[What to work on]:
Print exactly the lines from the first one down to the line containing "<BatchActions />", both ends included, with no pictures and nothing else.

[Given material]:
◇ ◇ ◇ ◇ ◇

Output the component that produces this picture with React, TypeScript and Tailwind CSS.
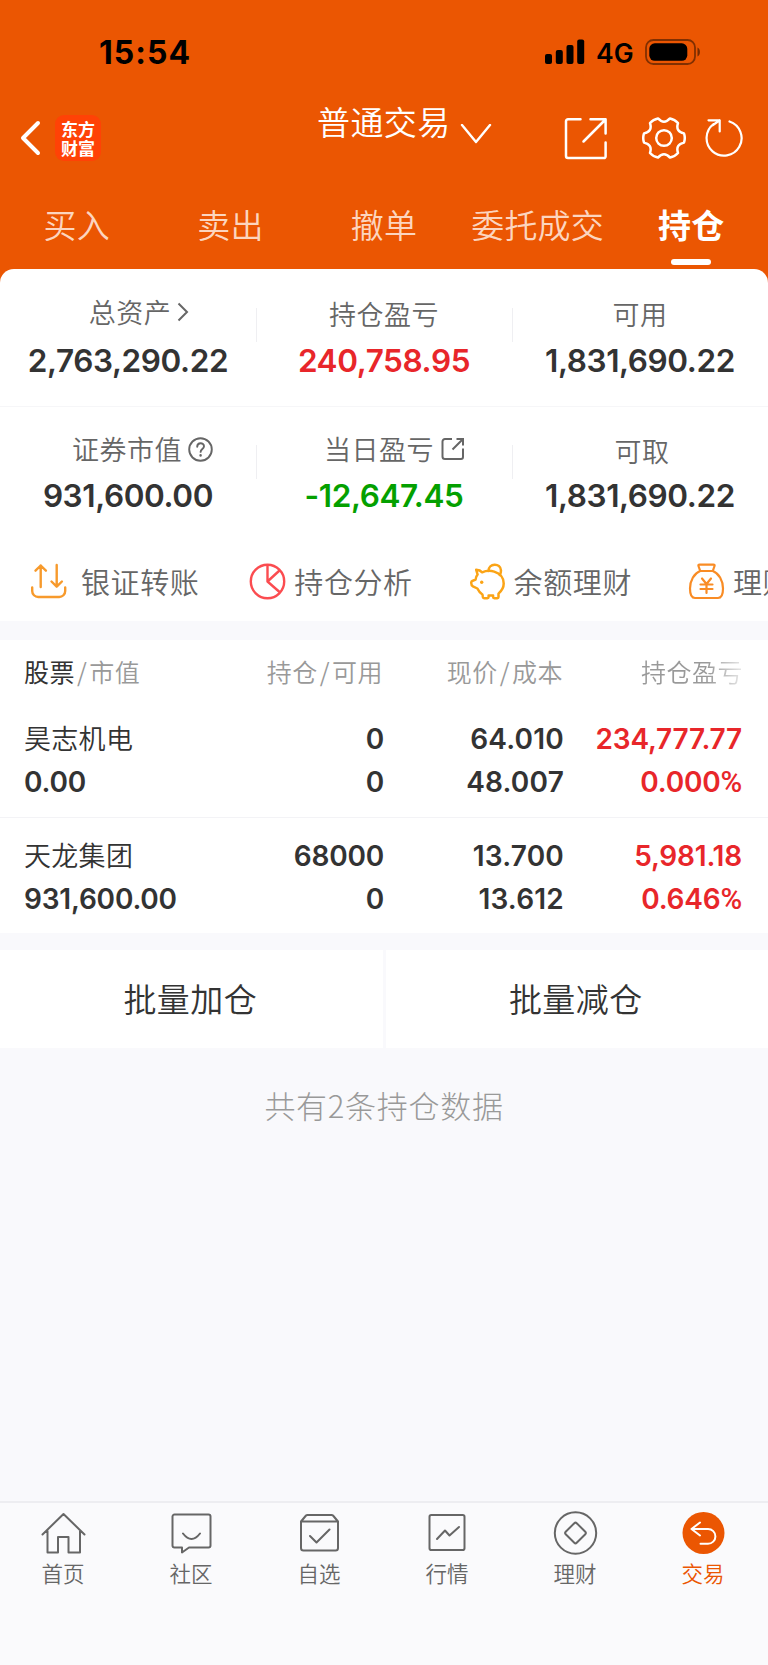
import type { ReactNode } from "react";
import clsx from "clsx";

const holdings = [
    {
        name: "昊志机电",
        marketValue: "0.00",
        position: "0",
        available: "0",
        price: "64.010",
        cost: "48.007",
        profit: "234,777.77",
        rate: "0.000",
    },
    {
        name: "天龙集团",
        marketValue: "931,600.00",
        position: "68000",
        available: "0",
        price: "13.700",
        cost: "13.612",
        profit: "5,981.18",
        rate: "0.646",
    },
];

const tabs = ["买入", "卖出", "撤单", "委托成交", "持仓"];

export default function App() {
    return (
        <div className="flex flex-col w-[768px] h-[1665px] overflow-hidden bg-[#f9f9fc] font-['Noto_Sans_CJK_SC',sans-serif] font-[350] text-[#333333] whitespace-nowrap">
            <div className="bg-[#eb5602]">
                <StatusBar />
                <TitleBar />
                <TabBar />
                <AssetPanel />
            </div>

            <HoldingTable />
            <BatchActions />

            <p className="mt-[35px] text-center text-[31px] leading-[44px] tracking-[0.7px] font-light text-[#999999]">
                共有2条持仓数据
            </p>

            <div className="flex-1" />
            <BottomNav />
        </div>
    );
}

function StatusBar() {
    return (
        <div className="flex items-center h-[104px] pl-[99px] pr-[66px] font-['Inter',sans-serif] text-black">
            <span className="mt-[2px] text-[32px] tracking-[1px] font-bold">15:54</span>
            <div className="flex-1" />
            <svg className="w-10 h-[26px]" viewBox="0 0 40 26">
                <rect x="0" y="15" width="7" height="10" rx="2" />
                <rect x="10.8" y="11" width="7" height="14" rx="2" />
                <rect x="21.5" y="6" width="7" height="19" rx="2" />
                <rect x="32.2" y="0.5" width="7" height="24.5" rx="2" />
            </svg>
            <span className="ml-[11px] mt-[3px] w-[38px] text-[26.5px] font-semibold">4G</span>
            <svg className="ml-[11px] w-[57px] h-[26px]" viewBox="0 0 57 26">
                <rect x="1" y="1" width="49" height="24" rx="7.5" fill="none" stroke="#000" strokeOpacity="0.45" strokeWidth="1.8" />
                <rect x="4.3" y="4.3" width="38" height="17.5" rx="5.5" />
                <path d="M52.5 8.5c3.2 1 3.2 8 0 9z" fillOpacity="0.5" />
            </svg>
        </div>
    );
}

function TitleBar() {
    return (
        <div className="flex items-center h-[68px] pl-[20px] pr-[24px] text-white">
            <svg className="w-[22px] h-[36px]" viewBox="0 0 22 36" fill="none" stroke="currentColor" strokeWidth="4" strokeLinecap="round" strokeLinejoin="round">
                <path d="M18 3 3 18l15 15" />
            </svg>
            <div className="ml-[13px] flex items-center justify-center size-[46px] rounded-[9px] bg-[#ff4206] text-[17px] leading-[19px] font-bold">
                东方
                <br />
                财富
            </div>
            <div className="ml-[216px] mb-[34px] flex items-center">
                <span className="text-[33px] leading-[44px] tracking-[0.4px]">普通交易</span>
                <svg className="ml-[9px] mt-[25px] w-[32px] h-[20px]" viewBox="0 0 32 20" fill="none" stroke="currentColor" strokeWidth="2.4" strokeLinecap="round" strokeLinejoin="round">
                    <path d="m2 1 14 17 14-17" />
                </svg>
            </div>
            <div className="flex-1" />
            <svg className="w-[43px] h-[43px]" viewBox="0 0 43 43" fill="none" stroke="currentColor" strokeWidth="2.5" strokeLinecap="round" strokeLinejoin="round">
                <path d="M16.5 2.2H4a2 2 0 0 0-2 2V39a2 2 0 0 0 2 2h36a1.6 1.6 0 0 0 1.6-1.6V25.5M26.5 2.2H41.6V16.5M41 3 19.5 24.5" />
            </svg>
            <svg className="ml-[35px] w-[44px] h-[44px]" viewBox="-22 -22 44 44" fill="none" stroke="currentColor" strokeWidth="2.5" strokeLinejoin="round">
                <path d="M19.97-4.61Q21.6 0 19.97 4.61Q11.26 6.5 13.98 14.99Q10.8 18.7 5.99 19.6Q0 13-5.99 19.6Q-10.8 18.7-13.98 14.99Q-11.26 6.5-19.97 4.61Q-21.6 0-19.97-4.61Q-11.26-6.5-13.98-14.99Q-10.8-18.7-5.99-19.6Q0-13 5.99-19.6Q10.8-18.7 13.98-14.99Q11.26-6.5 19.97-4.61Z" />
                <circle r="7.8" />
            </svg>
            <svg className="ml-[19px] w-[39px] h-[40px]" viewBox="0 0 39 40" fill="none" stroke="currentColor" strokeWidth="2.2" strokeLinecap="round" strokeLinejoin="round">
                <path d="M24.5 3.5A17.5 17.5 0 1 1 8.5 6.2M3.5 2.3H14.7V13.5M14.7 2.3 8 7" />
            </svg>
        </div>
    );
}

function TabBar() {
    return (
        <div className="grid grid-cols-5 h-[97px]">
            {tabs.map((tab) => {
                const active = tab === "持仓";
                return (
                    <div key={tab} className="flex flex-col items-center pt-[29px]">
                        <span
                            className={clsx(
                                "text-[33px] leading-[46px] tracking-[0.2px]",
                                active ? "font-bold text-white" : "text-[#fcd5bf]"
                            )}
                        >
                            {tab}
                        </span>
                        {active && <span className="mt-[12px] h-[6px] w-10 rounded-[3px] bg-white" />}
                    </div>
                );
            })}
        </div>
    );
}

function AssetPanel() {
    return (
        <div className="rounded-t-[14px] bg-white overflow-hidden">
            <div className="grid grid-cols-3 h-[137px] pt-[21px]">
                <AssetCell
                    label="总资产"
                    value="2,763,290.22"
                    labelClass="pl-[22px]"
                    icon={
                        <svg className="ml-[6px] w-[12px] h-[20px]" viewBox="0 0 12 20" fill="none" stroke="currentColor" strokeWidth="2">
                            <path d="m1.5 1.5 8.5 8.5-8.5 8.5" />
                        </svg>
                    }
                />
                <AssetCell label="持仓盈亏" value="240,758.95" color="text-[#e8262a]" labelClass="pt-[3px]" divider />
                <AssetCell label="可用" value="1,831,690.22" labelClass="pt-[3px]" divider />
            </div>
            <div className="grid grid-cols-3 h-[137px] pt-[20px] border-t-[1.5px] border-[#f6f6f8]">
                <AssetCell
                    label="证券市值"
                    value="931,600.00"
                    labelClass="pl-[29px]"
                    tight
                    icon={
                        <svg className="ml-[6px] w-[25px] h-[25px]" viewBox="0 0 25 25" fill="none" stroke="currentColor" strokeWidth="1.9" strokeLinecap="round">
                            <circle cx="12.5" cy="12.5" r="11.3" />
                            <path d="M9.2 9.8c0-4.7 6.8-4.5 6.8-.5 0 2.6-3.4 2.8-3.4 5.6" />
                            <path d="M12.6 18.3v.3" strokeWidth="2.4" />
                        </svg>
                    }
                />
                <AssetCell
                    label="当日盈亏"
                    value="-12,647.45"
                    color="text-[#04a000]"
                    labelClass="pl-[21px]"
                    divider
                    tight
                    icon={
                        <svg className="ml-[7px] w-[24px] h-[24px]" viewBox="0 0 24 24" fill="none" stroke="currentColor" strokeWidth="2">
                            <path d="M11 2H4a2.5 2.5 0 0 0-2.5 2.5v15A2.5 2.5 0 0 0 4 22h16a2 2 0 0 0 2-2v-8.5M15.5 2H22v6.5M22 2 11.5 12.5" />
                        </svg>
                    }
                />
                <AssetCell label="可取" value="1,831,690.22" labelClass="pt-[3px] pl-[4px]" divider tight />
            </div>
            <QuickLinks />
        </div>
    );
}

interface AssetCellProps {
    label: string;
    value: string;
    labelClass: string;
    icon?: ReactNode;
    color?: string;
    divider?: boolean;
    tight?: boolean;
}

function AssetCell({ label, value, labelClass, icon, color, divider, tight }: AssetCellProps) {
    return (
        <div className="relative flex flex-col items-center">
            {divider && <span className="absolute left-0 top-[18px] h-[34px] w-px bg-[#efeff2]" />}
            <div className={clsx("flex items-center h-[44px] text-[#666666]", labelClass)}>
                <span className="text-[27px] leading-[40px] tracking-[0.5px]">{label}</span>
                {icon}
            </div>
            <span
                className={clsx(
                    "font-['Inter',sans-serif] text-[31.5px] leading-[40px] tracking-[-0.4px] font-semibold",
                    tight ? "mt-[5px]" : "mt-[7px]",
                    color
                )}
            >
                {value}
            </span>
        </div>
    );
}

function QuickLinks() {
    return (
        <div className="flex h-[78px] pl-[30px] overflow-hidden">
            <QuickLink label="银证转账" gap="ml-[14px]">
                <svg className="w-[37px] h-[37px] text-[#f79a2c]" viewBox="0 0 37 37" fill="none" stroke="currentColor" strokeWidth="2.4" strokeLinecap="round" strokeLinejoin="round">
                    <path d="M10.7 24V2.5M5.5 7.7l5.2-5.2 5.2 5.2M26.7 2v21.5M21.5 18.5l5.2 5.2 5.2-5.2M2.2 24.5v3.5a6 6 0 0 0 6 6h21a6 6 0 0 0 6-6v-3.5" />
                </svg>
            </QuickLink>
            <QuickLink label="持仓分析" gap="ml-[8px]">
                <svg className="w-[37px] h-[37px] text-[#fb4c50]" viewBox="0 0 37 37" fill="none" stroke="currentColor" strokeWidth="2.4" strokeLinejoin="round">
                    <circle cx="18.5" cy="18.5" r="16.7" />
                    <path d="M18.5 1.8v16.7l12 10.5M18.5 18.5 30.5 7.5" />
                </svg>
            </QuickLink>
            <QuickLink label="余额理财" gap="ml-[8px]">
                <svg className="w-[37px] h-[37px] text-[#fba416]" viewBox="0 0 37 37" fill="none" stroke="currentColor" strokeWidth="2.5" strokeLinecap="round" strokeLinejoin="round">
                    <path d="M7.2 6.8c3 .2 4.8 1.2 6 2.5 3-1.3 8-1.8 12-.7 6 1.8 9.500 6.500 9.500 12 0 4.500-2.200 7.500-5.200 10v3.500q0 1.200-1.200 1.200h-3q-1.200 0-1.200-1.200v-1.700h-4.500v1.700q0 1.200-1.200 1.200h-3q-1.200 0-1.500-1.200l-.5-2.600c-2.700-1.600-3.700-3.300-5-6l-4.500-2.200q-1.700-.8-1.700-3.500 0-1.500 1.400-2l3-1.300q.2-3 2-5z" />
                    <path d="M19.5 8C19.5 0 31.5-.5 32 7.5q0 2.5-1.2 4.5" />
                    <circle cx="12.7" cy="19.3" r="1.7" fill="currentColor" stroke="none" />
                </svg>
            </QuickLink>
            <QuickLink label="理财" gap="ml-[8px]">
                <svg className="w-[37px] h-[37px] text-[#f98c25]" viewBox="0 0 37 37" fill="none" stroke="currentColor" strokeWidth="2.2" strokeLinecap="round" strokeLinejoin="round">
                    <path d="M12.2 8 10.5 3q-.5-1.3 1-1.3h14q1.5 0 1 1.3L24.8 8zM12.2 8C6 10.5 2 17.5 2 25.5c0 6.5 1.5 9.5 5 9.5h23c3.5 0 5-3 5-9.5C35 17.5 31 10.5 24.8 8" />
                    <path d="m14 15.5 4.5 5.5 4.5-5.5M12.5 21.5h12M12.5 26h12M18.5 21v9" />
                </svg>
            </QuickLink>
        </div>
    );
}

function QuickLink({ label, gap, children }: { label: string; gap: string; children: ReactNode }) {
    return (
        <div className="flex shrink-0 items-center w-[219.3px] h-[76px]">
            {children}
            <span className={clsx("text-[29px] leading-[40px] tracking-[0.6px] text-[#666666]", gap)}>{label}</span>
        </div>
    );
}

function HoldingTable() {
    return (
        <div className="mt-[19px] bg-white">
            <div className="flex h-[62px] items-center pl-[24px] pr-[25px] pt-px text-[25px] tracking-[0.5px] text-[#999999]">
                <div className="w-[200px]">
                    <span className="text-[#333333] font-normal">股票</span>
                    <Slash />
                    市值
                </div>
                <div className="w-[159px] text-right">
                    持仓
                    <Slash />
                    可用
                </div>
                <div className="w-[180px] text-right">
                    现价
                    <Slash />
                    成本
                </div>
                <div className="w-[180px] text-right bg-linear-to-r from-[#999999] from-80% to-white to-105% bg-clip-text text-transparent">
                    持仓盈亏
                </div>
            </div>

            {holdings.map((item) => (
                <div
                    key={item.name}
                    className="flex h-[116px] last:h-[115px] pt-[16px] last:pt-[17px] pl-[24px] pr-[26px] border-b-[1.5px] border-[#f3f3f6] last:border-b-0 font-['Inter',sans-serif] text-[28px] leading-[43px] tracking-[-0.2px] font-semibold"
                >
                    <div className="w-[200px]">
                        <p className="h-[43px] font-['Noto_Sans_CJK_SC',sans-serif] text-[27px] leading-[40px] tracking-[0.3px] font-[350]">{item.name}</p>
                        <p>{item.marketValue}</p>
                    </div>
                    <div className="w-[160px] text-right">
                        <p>{item.position}</p>
                        <p>{item.available}</p>
                    </div>
                    <div className="w-[180px] text-right tracking-[0.2px]">
                        <p>{item.price}</p>
                        <p>{item.cost}</p>
                    </div>
                    <div className="w-[178px] text-right text-[#e8262a]">
                        <p>{item.profit}</p>
                        <p>
                            {item.rate}
                            <span className="font-['Roboto',sans-serif] text-[29.5px] font-medium">%</span>
                        </p>
                    </div>
                </div>
            ))}
        </div>
    );
}

function Slash() {
    return <span className="mx-[2px]">/</span>;
}

function BatchActions() {
    return (
        <div className="mt-[17px] grid grid-cols-2 gap-[3px] h-[98px] text-[33px] tracking-[0.4px]">
            <button type="button" className="pb-px pr-[2px] bg-white">批量加仓</button>
            <button type="button" className="pb-px pr-[2px] bg-white">批量减仓</button>
        </div>
    );
}

function BottomNav() {
    return (
        <div className="grid grid-cols-6 h-[164px] pt-[9px] border-t-2 border-[#ededf1] bg-[#fafafc] text-[#666666]">
            <NavItem label="首页">
                <path d="M1.5 22.5 22.5 2l21 20.5M6.5 19v21.5H17V25h10.5v15.5H39V19" />
            </NavItem>
            <NavItem label="社区">
                <path d="M5.5 2.5h34a2 2 0 0 1 2 2v29a2 2 0 0 1-2 2H20l-7 5v-5H5.5a2 2 0 0 1-2-2v-29a2 2 0 0 1 2-2zM14 21.5q8.5 11 17 0" />
            </NavItem>
            <NavItem label="自选">
                <path d="M4 9.5 9 3.5Q9.5 3 10.5 3h24q1 0 1.5.5l5 6V36a2.5 2.5 0 0 1-2.5 2.5h-32A2.5 2.5 0 0 1 4 36zM4 9.5h37M13 24l6.5 6.5 13-13" />
            </NavItem>
            <NavItem label="行情">
                <rect x="4.5" y="3" width="35" height="35" rx="1.8" />
                <path d="m12 27 8-8.5 4.5 5L34 15" />
            </NavItem>
            <NavItem label="理财">
                <circle cx="22.5" cy="21" r="20.7" />
                <path d="M21.3 11.2q1.2-1.2 2.4 0l8.6 8.6q1.2 1.2 0 2.4l-8.6 8.6q-1.2 1.2-2.4 0l-8.6-8.6q-1.2-1.2 0-2.4z" />
            </NavItem>
            <NavItem label="交易" active>
                <circle cx="22.5" cy="21" r="21" fill="#eb5602" stroke="none" />
                <path stroke="#fff" d="M19 10.5 10.5 17l8.5 6.5M10.5 17H27a7.3 7.3 0 0 1 0 14.8h-7.5" />
            </NavItem>
        </div>
    );
}

function NavItem({ label, active, children }: { label: string; active?: boolean; children: ReactNode }) {
    return (
        <div className={clsx("flex flex-col items-center pr-px", active && "text-[#eb5602]")}>
            <svg className="w-[45px] h-[44px] overflow-visible" viewBox="0 0 45 44" fill="none" stroke="currentColor" strokeWidth="2" strokeLinecap="round" strokeLinejoin="round">
                {children}
            </svg>
            <span className="mt-[2px] pr-px text-[21.5px] leading-[30px]">{label}</span>
        </div>
    );
}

◇ ◇ ◇ ◇ ◇

[Output for this exercise]:
Output the component that produces this picture with React, TypeScript and Tailwind CSS.
import type { ReactNode } from "react";
import clsx from "clsx";

const holdings = [
    {
        name: "昊志机电",
        marketValue: "0.00",
        position: "0",
        available: "0",
        price: "64.010",
        cost: "48.007",
        profit: "234,777.77",
        rate: "0.000",
    },
    {
        name: "天龙集团",
        marketValue: "931,600.00",
        position: "68000",
        available: "0",
        price: "13.700",
        cost: "13.612",
        profit: "5,981.18",
        rate: "0.646",
    },
];

const tabs = ["买入", "卖出", "撤单", "委托成交", "持仓"];

export default function App() {
    return (
        <div className="flex flex-col w-[768px] h-[1665px] overflow-hidden bg-[#f9f9fc] font-['Noto_Sans_CJK_SC',sans-serif] font-[350] text-[#333333] whitespace-nowrap">
            <div className="bg-[#eb5602]">
                <StatusBar />
                <TitleBar />
                <TabBar />
                <AssetPanel />
            </div>

            <HoldingTable />
            <BatchActions />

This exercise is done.